RFC 2547 outlines a technique for using the Border Gateway Protocol (BGP), which runs on the Internet's backbone routers, to propagate information about MPLS VPNs. With this approach, ISPs must manage a special BGP routing table for each MPLS VPN and store parts of that routing table at every location where the VPN is accessed.

Today, most ISPs manage one BGP routing table, which is already a difficult task and becoming more unwieldy as the number of entries in the master table grows.

"For network operators the issue is: I'm having trouble managing one routing table, and you want me to run thousands of them?" Bush says.

To help address this scaling problem, Juniper has developed an alternative to RFC 2547 that pushes management of the special VPN routing tables out to customers. This type of MPLS VPN is supported by Juniper in a product called MPLS Circuit Cross Connect, and Juniper has pitched the idea to the IETF as a potential standard.

Cisco has a similar offering that it also proposed to the IETF.

The new Cisco and Juniper approaches let MPLS VPNs be established at Layer 2 of the Open Systems Interconnection's seven-layer structure, instead of Layer 3 as outlined in RFC 2547. These VPNs are designed to send legacy traffic such as frame relay and ATM over MPLS.

Bush acknowledges the Layer 2 MPLS VPNs have fewer scalability problems than the original Layer 3 ones.

But Bellovin outlines several security risks with both types. Because the information is not automatically encrypted, information sent to the wrong person can be read by that person. MPLS VPNs also are susceptible to leaked traffic if a connection is disrupted, he says.

"MPLS VPNs have very bad failure modes," Bellovin says. "The end points are set up by the service provider so the corporate customer doesn't have control."

Bellovin prefers VPNs using IP Security (IPSec), an IETF-developed tunneling technology with built-in encryption. With IPSec, if a communication is sent to the wrong person, that person can't read it. And IPSec causes less stress on the Internet's backbone routers because customers handle provisioning.

Bush and Bellovin are not alone in expressing concern about the security and scalability of MPLS VPNs.

"RFC 2547 is a nightmare of unprecedented proportion," says Vijay Gill, a senior network architect at Metromedia Fiber Networks. Like Bush, Gill prefers Layer 2 MPLS VPNs because "they're much simpler and we won't have to deal with customer routing tables."

Thomas Nolle, president of CIMI, predicts that MPLS VPNs running over the Internet will fail to gain widespread use. However, he says MPLS VPNs running on separate dedicated IP networks - such as AT&T's offering - can be made more secure and might succeed.

"Any large organization that is looking at MPLS VPNs as a substitute for frame relay or for encrypted tunnels should assume right now that the state of the technology will not support them," Nolle says.
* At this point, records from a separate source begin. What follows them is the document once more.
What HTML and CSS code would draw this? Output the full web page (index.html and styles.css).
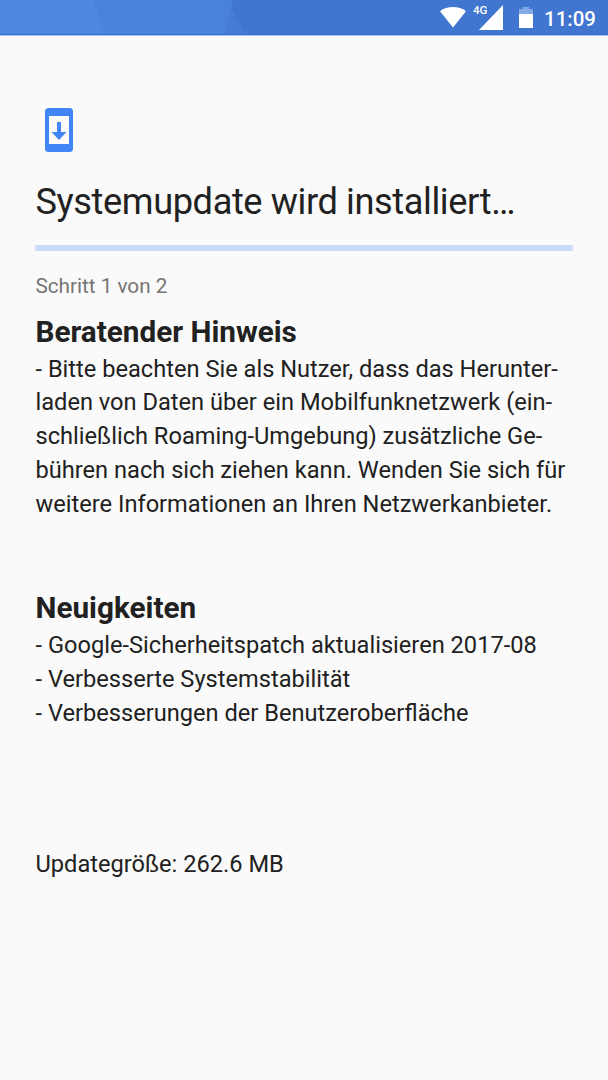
FILE: index.html
```
<!DOCTYPE html>
<html lang="de">

<head>
    <meta charset="UTF-8">
    <meta name="viewport" content="width=device-width, initial-scale=1.0">
    <title>Systemupdate</title>
    <link rel="stylesheet" href="styles.css">
</head>

<body>

    <!-- Statusleiste -->
    <header class="statusbar">
        <svg class="statusbar-bg" viewBox="0 0 608 36" preserveAspectRatio="none">
            <rect width="608" height="36" fill="#4075d0"/>
            <path d="M0 0H233L224 36H0z" fill="#4a81db"/>
            <path d="M231 8L247 36H224z" fill="#467cd5"/>
            <path d="M0 0H93L106 36H0z" fill="#4f87e0"/>
            <rect y="34" width="608" height="1" fill="#3670d6"/>
            <rect y="35" width="608" height="1" fill="#a9c4ee"/>
        </svg>
        <svg class="icon-wifi" width="26" height="21" viewBox="0 0 26 21">
            <path d="M13 20.5L0 4.2C3.6 1.4 8 0 13 0s9.400 1.400 13 4.200z" fill="#fff"/>
        </svg>
        <span class="network">4G</span>
        <svg class="icon-signal" width="24" height="25" viewBox="0 0 24 25">
            <path d="M24 0V25H0z" fill="#fff"/>
        </svg>
        <svg class="icon-battery" width="14" height="21" viewBox="0 0 14 21">
            <path d="M4 0h6v2h4v5H0V2h4z" fill="#83a9e6"/>
            <path d="M0 7h14v14H0z" fill="#fff"/>
        </svg>
        <span class="clock">11:09</span>
    </header>

    <main class="content">
        <svg class="icon-update" width="28" height="44" viewBox="0 0 28 44">
            <path d="M3.500 0h21A3.500 3.500 0 0 1 28 3.500v37a3.500 3.500 0 0 1-3.500 3.500h-21A3.500 3.500 0 0 1 0 40.500v-37A3.500 3.500 0 0 1 3.500 0z" fill="#4285f4"/>
            <path d="M4 8h20v28H4z" fill="#fafafa"/>
            <path d="M12 14h4v10h5.500L14 32l-7.500-8H12z" fill="#4285f4"/>
        </svg>

        <h1 class="title">Systemupdate wird installiert…</h1>
        <div class="progress"></div>
        <p class="step">Schritt 1 von 2</p>

        <section class="notice">
            <h2>Beratender Hinweis</h2>
            <p>
                - Bitte beachten Sie als Nutzer, dass das Herunter-<br>
                laden von Daten über ein Mobilfunknetzwerk (ein-<br>
                schließlich Roaming-Umgebung) zusätzliche Ge-<br>
                bühren nach sich ziehen kann. Wenden Sie sich für<br>
                weitere Informationen an Ihren Netzwerkanbieter.
            </p>
        </section>

        <section class="news">
            <h2>Neuigkeiten</h2>
            <p>- Google-Sicherheitspatch aktualisieren 2017-08</p>
            <p>- Verbesserte Systemstabilität</p>
            <p>- Verbesserungen der Benutzeroberfläche</p>
        </section>

        <p class="size">Updategröße: 262.6 MB</p>
    </main>

</body>
</html>
```
FILE: styles.css
```
* {
    box-sizing: border-box;
    margin: 0;
    padding: 0;
}

body {
    height: 100vh;
    overflow: hidden;
    background: #fafafa;
    color: #212121;
    font-family: Roboto, sans-serif;
    font-size: 23.64px;
    line-height: 33.75px;
    white-space: nowrap;
}

/* Statusleiste */
.statusbar {
    position: relative;
    display: flex;
    align-items: flex-start;
    justify-content: flex-end;
    height: 36px;
    padding-right: 12px;
    color: #fff;
}

/* Hintergrund der Leiste */
.statusbar-bg {
    position: absolute;
    top: 0;
    left: 0;
    width: 100%;
    height: 36px;
    z-index: -1;
}

.icon-wifi {
    margin-top: 7px;
}

.network {
    width: 15px;
    margin: 4px -9px 0 7px;
    font-size: 11.5px;
    font-weight: 500;
    line-height: 13px;
}

.icon-signal {
    margin-top: 5px;
}

.icon-battery {
    margin: 7px 11px 0 16px;
}

.clock {
    font-size: 20.5px;
    font-weight: 500;
    line-height: 38px;
}

/* Inhalt */
.content {
    display: flex;
    flex-direction: column;
    padding: 72px 35px 0 35.5px;
}

.icon-update {
    margin-left: 9.5px;
}

.title {
    margin-top: 26px;
    font-size: 36.2px;
    font-weight: 400;
    letter-spacing: -0.4px;
    line-height: 48px;
}

.progress {
    height: 6px;
    margin: 19px 0 0 -0.5px;
    background: #c9dbf8;
}

.step {
    margin-top: 21px;
    color: #757575;
    font-size: 20.7px;
    line-height: 28px;
}

h2 {
    margin-bottom: 2px;
    font-size: 29.7px;
    font-weight: 700;
    line-height: 38px;
}

.notice {
    margin-top: 12.5px;
}

.news {
    margin-top: 68px;
}

.size {
    margin-top: 117px;
}
```
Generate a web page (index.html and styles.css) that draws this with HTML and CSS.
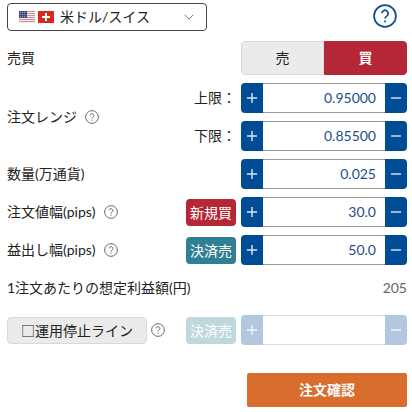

MPLS VPNs also have their fans.

Cisco Fellow Bruce Davie says MPLS VPNs based on RFC 2547 are more scalable and just as secure as VPNs using frame relay or ATM. He also says the amount of configuration involved with RFC 2547 VPNs is less than that of IPSec VPNs, but that this burden is carried by ISPs, not customers.

"MPLS-based VPNs are significantly less expensive to deploy than IPSec VPNs," he says.

As far as security is concerned, Davie says "millions of people are quite happy with the level of security in frame relay, and MPLS provides comparable security."

A company that is concerned about security can encrypt its data before sending it over an MPLS VPN, Davie adds.

However, Davie confirms Cisco is developing an encapsulation technology called Universal Transport Interface that will let network managers send frame relay or ATM packets directly over IP without MPLS.

At its heart, this debate over MPLS VPNs is philosophical.

Internet engineers such as Bush and Bellovin favor keeping the Internet's backbone simple and dumb, while putting the complexity and intelligence at the edges of the network and at customer sites. MPLS flies in the face of that approach.

Telephone service providers, on the other hand, are used to a more centralized approach to provisioning services and a smarter backbone. They like MPLS because it is closer to traditional data communications technologies such as frame relay and ATM.

"MPLS is a big deviation from the Internet architecture, and some people think it should be stopped at all costs," Davie says.